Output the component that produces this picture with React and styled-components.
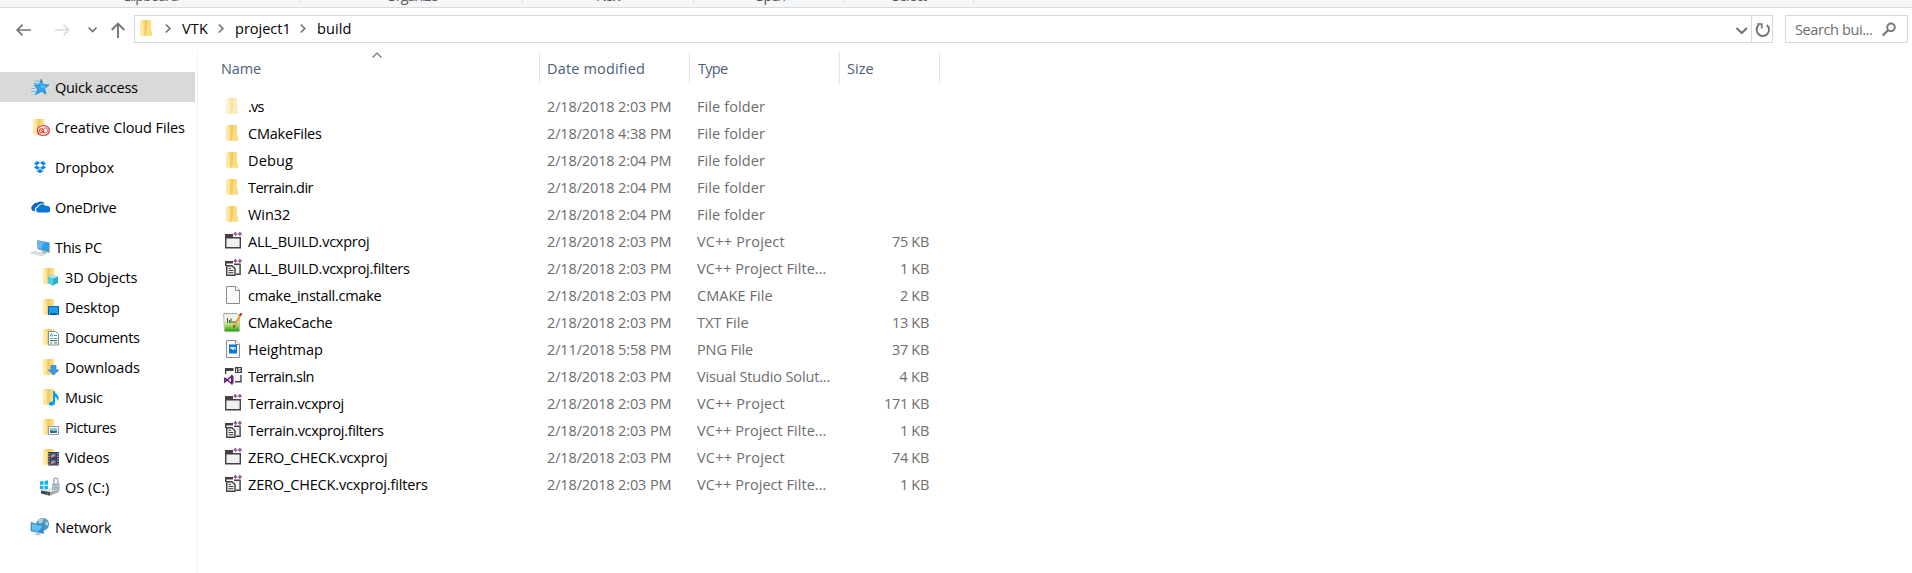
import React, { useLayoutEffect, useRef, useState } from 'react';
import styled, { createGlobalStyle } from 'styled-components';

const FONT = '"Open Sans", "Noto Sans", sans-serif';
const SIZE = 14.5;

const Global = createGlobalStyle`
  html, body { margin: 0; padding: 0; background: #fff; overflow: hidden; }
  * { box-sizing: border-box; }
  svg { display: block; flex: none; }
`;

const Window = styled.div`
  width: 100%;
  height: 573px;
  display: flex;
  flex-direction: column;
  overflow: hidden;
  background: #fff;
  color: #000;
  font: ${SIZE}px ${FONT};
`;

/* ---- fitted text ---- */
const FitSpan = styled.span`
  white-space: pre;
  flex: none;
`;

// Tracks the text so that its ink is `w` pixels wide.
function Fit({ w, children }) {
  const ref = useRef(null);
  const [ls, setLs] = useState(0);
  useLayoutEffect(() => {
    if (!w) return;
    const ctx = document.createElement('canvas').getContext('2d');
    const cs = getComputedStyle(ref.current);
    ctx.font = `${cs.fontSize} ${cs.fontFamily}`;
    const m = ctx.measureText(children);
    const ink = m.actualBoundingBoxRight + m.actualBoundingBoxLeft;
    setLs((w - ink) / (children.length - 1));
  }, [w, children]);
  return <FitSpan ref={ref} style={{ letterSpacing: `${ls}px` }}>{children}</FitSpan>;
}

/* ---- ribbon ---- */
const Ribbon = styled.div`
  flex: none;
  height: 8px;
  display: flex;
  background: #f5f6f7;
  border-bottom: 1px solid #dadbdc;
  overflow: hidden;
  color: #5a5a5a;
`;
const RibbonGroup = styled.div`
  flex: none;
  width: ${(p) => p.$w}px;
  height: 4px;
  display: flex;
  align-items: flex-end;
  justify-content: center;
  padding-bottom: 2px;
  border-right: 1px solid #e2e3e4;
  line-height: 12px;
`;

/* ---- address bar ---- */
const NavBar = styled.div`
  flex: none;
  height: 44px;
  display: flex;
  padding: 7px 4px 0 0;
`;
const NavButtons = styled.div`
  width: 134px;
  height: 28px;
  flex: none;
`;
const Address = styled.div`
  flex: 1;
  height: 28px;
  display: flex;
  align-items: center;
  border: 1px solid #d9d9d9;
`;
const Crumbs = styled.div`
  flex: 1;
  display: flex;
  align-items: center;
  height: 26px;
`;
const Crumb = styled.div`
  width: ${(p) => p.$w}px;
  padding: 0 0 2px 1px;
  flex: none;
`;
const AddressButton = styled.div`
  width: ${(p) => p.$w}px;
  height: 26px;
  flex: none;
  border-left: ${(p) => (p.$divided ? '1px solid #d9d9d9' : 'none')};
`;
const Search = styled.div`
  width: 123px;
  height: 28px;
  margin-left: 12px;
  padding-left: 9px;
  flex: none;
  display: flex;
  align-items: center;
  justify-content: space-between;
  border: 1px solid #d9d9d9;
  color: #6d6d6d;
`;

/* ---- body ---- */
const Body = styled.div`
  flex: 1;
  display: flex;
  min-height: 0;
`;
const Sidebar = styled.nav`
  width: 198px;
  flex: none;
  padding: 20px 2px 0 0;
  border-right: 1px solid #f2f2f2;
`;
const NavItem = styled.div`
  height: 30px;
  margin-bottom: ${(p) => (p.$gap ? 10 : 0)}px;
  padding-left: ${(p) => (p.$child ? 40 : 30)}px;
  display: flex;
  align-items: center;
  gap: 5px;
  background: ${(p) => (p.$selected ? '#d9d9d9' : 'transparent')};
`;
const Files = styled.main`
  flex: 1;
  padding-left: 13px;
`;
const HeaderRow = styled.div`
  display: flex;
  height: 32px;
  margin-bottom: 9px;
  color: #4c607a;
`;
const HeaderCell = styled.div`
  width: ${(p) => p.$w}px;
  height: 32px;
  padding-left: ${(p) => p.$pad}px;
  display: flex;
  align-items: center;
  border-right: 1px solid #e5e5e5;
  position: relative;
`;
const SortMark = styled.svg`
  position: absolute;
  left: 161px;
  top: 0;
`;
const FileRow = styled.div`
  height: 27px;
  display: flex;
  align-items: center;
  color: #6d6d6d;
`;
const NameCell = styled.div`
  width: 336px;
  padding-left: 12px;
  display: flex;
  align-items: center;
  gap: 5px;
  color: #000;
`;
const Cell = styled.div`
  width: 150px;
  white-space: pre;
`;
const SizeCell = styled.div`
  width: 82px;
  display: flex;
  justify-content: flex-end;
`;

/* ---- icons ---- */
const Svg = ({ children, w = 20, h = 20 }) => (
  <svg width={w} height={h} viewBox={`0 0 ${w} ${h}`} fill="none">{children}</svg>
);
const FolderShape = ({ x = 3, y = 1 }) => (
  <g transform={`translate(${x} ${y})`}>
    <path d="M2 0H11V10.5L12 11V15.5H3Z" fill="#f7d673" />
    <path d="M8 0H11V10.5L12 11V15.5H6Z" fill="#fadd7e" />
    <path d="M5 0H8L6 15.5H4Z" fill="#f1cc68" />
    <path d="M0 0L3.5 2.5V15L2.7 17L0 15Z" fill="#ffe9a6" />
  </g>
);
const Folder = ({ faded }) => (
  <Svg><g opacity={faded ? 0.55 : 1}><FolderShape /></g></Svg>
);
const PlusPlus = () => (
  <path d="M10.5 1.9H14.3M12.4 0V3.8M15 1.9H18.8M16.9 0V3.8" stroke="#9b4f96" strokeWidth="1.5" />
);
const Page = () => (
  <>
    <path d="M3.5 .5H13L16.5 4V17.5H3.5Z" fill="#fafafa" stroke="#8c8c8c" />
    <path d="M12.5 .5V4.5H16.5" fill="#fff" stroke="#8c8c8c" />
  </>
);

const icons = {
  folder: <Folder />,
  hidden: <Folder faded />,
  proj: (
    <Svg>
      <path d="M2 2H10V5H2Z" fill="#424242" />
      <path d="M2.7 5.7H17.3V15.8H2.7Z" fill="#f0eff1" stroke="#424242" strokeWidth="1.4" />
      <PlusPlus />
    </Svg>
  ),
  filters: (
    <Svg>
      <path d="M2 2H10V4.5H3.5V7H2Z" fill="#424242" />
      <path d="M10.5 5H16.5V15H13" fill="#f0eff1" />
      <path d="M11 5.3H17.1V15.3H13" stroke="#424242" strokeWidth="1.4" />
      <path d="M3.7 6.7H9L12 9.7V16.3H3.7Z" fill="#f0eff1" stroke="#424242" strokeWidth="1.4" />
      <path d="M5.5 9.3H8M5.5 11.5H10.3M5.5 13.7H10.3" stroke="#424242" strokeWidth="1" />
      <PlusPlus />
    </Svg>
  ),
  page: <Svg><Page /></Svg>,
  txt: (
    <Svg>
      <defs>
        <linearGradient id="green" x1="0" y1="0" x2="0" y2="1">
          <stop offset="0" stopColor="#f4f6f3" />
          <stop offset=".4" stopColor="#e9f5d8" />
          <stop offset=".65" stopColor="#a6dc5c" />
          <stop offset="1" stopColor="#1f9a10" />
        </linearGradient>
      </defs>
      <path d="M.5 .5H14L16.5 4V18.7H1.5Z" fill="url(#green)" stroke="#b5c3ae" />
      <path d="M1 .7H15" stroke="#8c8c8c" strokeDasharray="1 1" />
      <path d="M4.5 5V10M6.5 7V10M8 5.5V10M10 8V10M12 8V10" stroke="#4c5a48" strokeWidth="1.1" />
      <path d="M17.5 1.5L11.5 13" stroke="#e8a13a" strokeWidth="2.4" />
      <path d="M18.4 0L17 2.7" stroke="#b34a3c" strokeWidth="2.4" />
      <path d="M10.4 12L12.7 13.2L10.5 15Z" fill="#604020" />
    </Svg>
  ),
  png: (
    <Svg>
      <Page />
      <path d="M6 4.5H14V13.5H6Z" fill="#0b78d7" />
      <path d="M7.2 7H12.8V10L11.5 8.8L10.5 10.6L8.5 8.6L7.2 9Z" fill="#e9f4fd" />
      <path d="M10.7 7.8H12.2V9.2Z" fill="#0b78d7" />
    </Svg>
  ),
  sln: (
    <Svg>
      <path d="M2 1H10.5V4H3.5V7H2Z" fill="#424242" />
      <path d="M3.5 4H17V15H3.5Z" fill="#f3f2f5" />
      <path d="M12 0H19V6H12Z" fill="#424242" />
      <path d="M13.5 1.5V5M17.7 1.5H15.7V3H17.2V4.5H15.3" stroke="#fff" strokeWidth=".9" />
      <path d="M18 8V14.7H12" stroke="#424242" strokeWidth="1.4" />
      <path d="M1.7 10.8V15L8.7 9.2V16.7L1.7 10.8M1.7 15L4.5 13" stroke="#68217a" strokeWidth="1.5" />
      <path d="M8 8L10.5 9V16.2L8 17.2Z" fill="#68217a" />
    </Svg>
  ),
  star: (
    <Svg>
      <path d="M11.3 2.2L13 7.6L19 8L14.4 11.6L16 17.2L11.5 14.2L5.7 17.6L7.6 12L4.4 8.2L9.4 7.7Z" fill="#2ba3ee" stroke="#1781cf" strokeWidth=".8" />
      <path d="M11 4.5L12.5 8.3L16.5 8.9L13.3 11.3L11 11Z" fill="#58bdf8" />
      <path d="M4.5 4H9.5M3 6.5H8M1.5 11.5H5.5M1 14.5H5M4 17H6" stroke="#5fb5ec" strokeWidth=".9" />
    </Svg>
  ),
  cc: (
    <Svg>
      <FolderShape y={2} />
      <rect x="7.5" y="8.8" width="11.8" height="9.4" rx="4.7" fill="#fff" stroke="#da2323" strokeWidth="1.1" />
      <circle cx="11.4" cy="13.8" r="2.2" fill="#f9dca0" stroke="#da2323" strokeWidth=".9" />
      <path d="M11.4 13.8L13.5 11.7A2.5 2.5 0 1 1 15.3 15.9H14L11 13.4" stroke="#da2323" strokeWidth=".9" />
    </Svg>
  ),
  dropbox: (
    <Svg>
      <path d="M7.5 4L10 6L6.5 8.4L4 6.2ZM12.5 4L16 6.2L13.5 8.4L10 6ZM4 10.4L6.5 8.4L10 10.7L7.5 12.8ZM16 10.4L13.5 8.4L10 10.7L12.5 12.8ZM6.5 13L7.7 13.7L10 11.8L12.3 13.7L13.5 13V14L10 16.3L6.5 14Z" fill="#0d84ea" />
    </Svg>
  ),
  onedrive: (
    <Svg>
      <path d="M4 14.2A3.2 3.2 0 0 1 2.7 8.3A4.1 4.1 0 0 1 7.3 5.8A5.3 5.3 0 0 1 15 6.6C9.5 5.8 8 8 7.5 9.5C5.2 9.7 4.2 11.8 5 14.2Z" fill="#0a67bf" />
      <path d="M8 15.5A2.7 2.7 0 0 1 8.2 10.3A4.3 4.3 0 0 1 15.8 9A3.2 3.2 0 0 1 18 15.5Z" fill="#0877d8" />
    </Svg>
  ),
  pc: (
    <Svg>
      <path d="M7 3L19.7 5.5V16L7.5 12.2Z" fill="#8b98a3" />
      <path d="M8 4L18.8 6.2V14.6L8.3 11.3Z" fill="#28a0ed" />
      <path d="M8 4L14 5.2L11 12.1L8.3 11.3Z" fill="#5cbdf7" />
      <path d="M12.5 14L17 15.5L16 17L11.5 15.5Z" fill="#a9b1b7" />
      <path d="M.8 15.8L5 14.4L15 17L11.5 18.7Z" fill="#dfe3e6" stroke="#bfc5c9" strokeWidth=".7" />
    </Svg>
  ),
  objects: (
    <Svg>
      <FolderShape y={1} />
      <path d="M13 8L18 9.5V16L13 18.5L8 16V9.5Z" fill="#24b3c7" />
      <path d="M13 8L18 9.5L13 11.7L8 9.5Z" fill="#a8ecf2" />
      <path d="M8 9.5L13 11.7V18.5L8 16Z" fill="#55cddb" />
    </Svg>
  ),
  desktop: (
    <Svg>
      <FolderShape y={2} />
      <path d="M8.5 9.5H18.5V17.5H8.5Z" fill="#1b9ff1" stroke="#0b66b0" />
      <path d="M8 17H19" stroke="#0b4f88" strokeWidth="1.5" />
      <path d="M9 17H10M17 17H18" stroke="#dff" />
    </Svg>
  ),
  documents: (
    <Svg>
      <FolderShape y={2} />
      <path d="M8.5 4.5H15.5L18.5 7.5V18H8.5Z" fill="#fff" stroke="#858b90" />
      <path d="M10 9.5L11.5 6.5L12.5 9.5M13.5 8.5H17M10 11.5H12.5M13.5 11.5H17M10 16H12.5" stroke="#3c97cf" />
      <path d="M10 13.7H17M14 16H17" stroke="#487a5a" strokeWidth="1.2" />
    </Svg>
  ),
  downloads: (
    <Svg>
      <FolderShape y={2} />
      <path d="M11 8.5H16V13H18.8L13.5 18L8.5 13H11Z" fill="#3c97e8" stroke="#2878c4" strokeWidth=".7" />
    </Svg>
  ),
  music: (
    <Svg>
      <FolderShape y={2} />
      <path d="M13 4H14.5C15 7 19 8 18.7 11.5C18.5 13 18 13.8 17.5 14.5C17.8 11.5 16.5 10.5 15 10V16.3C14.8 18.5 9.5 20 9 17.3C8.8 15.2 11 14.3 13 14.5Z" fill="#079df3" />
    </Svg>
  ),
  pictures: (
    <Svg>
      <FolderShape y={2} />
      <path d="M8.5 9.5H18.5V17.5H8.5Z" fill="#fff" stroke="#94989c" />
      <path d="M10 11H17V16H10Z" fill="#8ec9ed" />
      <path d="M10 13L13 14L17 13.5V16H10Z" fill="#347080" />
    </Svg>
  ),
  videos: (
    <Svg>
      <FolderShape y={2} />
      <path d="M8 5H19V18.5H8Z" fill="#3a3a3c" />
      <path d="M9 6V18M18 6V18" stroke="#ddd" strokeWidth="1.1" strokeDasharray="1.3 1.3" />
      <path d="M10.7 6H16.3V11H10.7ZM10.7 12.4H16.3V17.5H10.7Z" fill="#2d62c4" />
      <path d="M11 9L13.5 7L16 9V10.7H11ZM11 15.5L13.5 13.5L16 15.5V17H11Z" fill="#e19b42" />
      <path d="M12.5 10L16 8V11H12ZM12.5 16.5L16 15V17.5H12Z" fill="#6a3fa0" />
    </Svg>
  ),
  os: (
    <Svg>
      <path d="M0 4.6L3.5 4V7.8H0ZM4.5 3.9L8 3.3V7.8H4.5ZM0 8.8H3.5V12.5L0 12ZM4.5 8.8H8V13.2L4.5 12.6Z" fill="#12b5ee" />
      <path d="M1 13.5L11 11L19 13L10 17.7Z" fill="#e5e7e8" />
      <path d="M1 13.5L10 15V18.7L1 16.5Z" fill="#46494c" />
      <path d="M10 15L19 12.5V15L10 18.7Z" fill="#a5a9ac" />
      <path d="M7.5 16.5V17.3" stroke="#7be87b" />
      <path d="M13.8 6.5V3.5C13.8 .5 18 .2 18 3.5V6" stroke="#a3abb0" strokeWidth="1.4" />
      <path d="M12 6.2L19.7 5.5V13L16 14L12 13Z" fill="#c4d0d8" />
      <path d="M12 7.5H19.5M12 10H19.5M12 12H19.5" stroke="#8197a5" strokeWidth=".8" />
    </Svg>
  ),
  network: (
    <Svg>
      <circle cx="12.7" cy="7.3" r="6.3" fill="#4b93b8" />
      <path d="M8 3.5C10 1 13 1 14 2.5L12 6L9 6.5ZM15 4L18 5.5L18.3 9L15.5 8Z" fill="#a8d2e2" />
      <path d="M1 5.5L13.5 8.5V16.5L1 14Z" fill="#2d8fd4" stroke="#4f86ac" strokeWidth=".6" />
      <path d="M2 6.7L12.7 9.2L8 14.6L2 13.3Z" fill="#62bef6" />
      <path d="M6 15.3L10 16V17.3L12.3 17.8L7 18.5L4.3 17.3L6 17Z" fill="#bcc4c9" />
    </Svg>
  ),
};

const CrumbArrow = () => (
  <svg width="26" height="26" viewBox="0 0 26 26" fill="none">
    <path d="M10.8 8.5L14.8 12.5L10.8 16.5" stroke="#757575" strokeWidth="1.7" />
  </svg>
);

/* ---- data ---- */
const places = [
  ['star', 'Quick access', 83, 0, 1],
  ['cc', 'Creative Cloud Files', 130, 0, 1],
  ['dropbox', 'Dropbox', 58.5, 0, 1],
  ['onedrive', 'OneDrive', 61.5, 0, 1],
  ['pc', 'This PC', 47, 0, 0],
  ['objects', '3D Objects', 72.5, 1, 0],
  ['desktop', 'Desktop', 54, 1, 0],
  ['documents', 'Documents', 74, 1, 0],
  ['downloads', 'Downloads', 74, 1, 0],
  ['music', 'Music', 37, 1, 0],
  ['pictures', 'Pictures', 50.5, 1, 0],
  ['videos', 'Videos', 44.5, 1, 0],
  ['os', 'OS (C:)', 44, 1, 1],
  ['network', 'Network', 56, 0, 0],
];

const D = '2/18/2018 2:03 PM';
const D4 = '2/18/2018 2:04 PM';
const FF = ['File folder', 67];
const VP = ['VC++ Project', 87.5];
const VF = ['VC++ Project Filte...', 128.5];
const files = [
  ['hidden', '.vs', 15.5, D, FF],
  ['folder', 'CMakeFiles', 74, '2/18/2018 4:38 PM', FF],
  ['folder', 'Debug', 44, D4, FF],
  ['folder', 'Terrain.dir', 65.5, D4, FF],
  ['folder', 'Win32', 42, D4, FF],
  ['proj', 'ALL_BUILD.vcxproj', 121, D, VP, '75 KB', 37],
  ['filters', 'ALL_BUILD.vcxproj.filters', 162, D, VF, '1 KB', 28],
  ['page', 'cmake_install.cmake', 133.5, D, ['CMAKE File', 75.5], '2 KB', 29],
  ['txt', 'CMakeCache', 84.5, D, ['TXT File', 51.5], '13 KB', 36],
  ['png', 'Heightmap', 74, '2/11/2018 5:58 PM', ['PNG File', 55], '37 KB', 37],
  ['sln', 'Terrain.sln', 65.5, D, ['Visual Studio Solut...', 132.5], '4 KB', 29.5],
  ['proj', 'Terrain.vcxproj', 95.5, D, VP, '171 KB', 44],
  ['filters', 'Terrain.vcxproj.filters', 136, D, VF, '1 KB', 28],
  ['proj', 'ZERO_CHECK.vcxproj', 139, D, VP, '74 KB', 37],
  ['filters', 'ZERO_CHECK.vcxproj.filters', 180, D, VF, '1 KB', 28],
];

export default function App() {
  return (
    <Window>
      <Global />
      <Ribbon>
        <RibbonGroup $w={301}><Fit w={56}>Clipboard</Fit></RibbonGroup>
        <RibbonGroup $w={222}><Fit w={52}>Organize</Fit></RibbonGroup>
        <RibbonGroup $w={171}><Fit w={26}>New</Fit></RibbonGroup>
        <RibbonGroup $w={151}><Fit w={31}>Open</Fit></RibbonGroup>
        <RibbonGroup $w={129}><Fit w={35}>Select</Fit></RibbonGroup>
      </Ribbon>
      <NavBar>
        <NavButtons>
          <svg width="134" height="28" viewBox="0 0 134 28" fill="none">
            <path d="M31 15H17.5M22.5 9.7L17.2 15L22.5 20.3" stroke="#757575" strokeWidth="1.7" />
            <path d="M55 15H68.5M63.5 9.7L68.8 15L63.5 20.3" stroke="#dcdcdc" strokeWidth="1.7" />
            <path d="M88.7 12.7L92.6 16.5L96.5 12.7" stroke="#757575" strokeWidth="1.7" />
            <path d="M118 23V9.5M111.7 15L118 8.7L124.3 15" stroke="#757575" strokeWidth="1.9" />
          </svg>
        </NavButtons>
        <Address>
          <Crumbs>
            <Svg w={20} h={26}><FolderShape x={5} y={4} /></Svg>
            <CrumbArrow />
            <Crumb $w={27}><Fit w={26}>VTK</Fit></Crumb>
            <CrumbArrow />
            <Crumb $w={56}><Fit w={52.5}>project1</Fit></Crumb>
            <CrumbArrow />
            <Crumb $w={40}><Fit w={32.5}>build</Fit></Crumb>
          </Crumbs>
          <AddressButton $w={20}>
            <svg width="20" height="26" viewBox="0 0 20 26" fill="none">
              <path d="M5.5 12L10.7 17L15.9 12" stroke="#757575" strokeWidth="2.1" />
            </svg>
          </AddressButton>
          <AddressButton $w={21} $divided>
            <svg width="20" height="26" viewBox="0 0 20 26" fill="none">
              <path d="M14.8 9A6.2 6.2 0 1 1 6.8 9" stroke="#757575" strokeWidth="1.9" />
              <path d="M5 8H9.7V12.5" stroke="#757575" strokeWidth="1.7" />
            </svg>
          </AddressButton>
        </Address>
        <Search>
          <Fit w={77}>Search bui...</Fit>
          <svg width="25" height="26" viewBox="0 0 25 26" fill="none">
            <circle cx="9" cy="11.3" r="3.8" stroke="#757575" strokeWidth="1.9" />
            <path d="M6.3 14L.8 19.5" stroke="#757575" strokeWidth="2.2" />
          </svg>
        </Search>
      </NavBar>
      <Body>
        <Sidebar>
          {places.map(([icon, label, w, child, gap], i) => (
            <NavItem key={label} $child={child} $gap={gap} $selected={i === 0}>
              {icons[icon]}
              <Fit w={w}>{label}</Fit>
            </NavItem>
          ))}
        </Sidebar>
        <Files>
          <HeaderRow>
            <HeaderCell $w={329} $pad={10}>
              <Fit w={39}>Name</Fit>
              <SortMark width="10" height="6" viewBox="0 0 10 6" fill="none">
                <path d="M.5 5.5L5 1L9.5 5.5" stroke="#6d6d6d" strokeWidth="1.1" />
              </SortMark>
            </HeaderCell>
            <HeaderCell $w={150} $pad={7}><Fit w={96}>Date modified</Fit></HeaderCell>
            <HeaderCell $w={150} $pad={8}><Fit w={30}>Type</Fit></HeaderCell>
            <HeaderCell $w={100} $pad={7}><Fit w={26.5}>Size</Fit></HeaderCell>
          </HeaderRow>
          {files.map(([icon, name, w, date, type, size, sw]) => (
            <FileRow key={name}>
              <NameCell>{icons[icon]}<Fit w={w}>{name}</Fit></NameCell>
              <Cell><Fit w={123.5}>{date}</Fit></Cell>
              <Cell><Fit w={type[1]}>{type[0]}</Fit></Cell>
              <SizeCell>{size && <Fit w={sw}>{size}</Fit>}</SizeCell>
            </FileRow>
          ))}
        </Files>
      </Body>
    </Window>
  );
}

-------

Task to carry out →
Copy every line that includes the string "React" from the material above.

The solution →
Output the component that produces this picture with React and styled-components.
import React, { useLayoutEffect, useRef, useState } from 'react';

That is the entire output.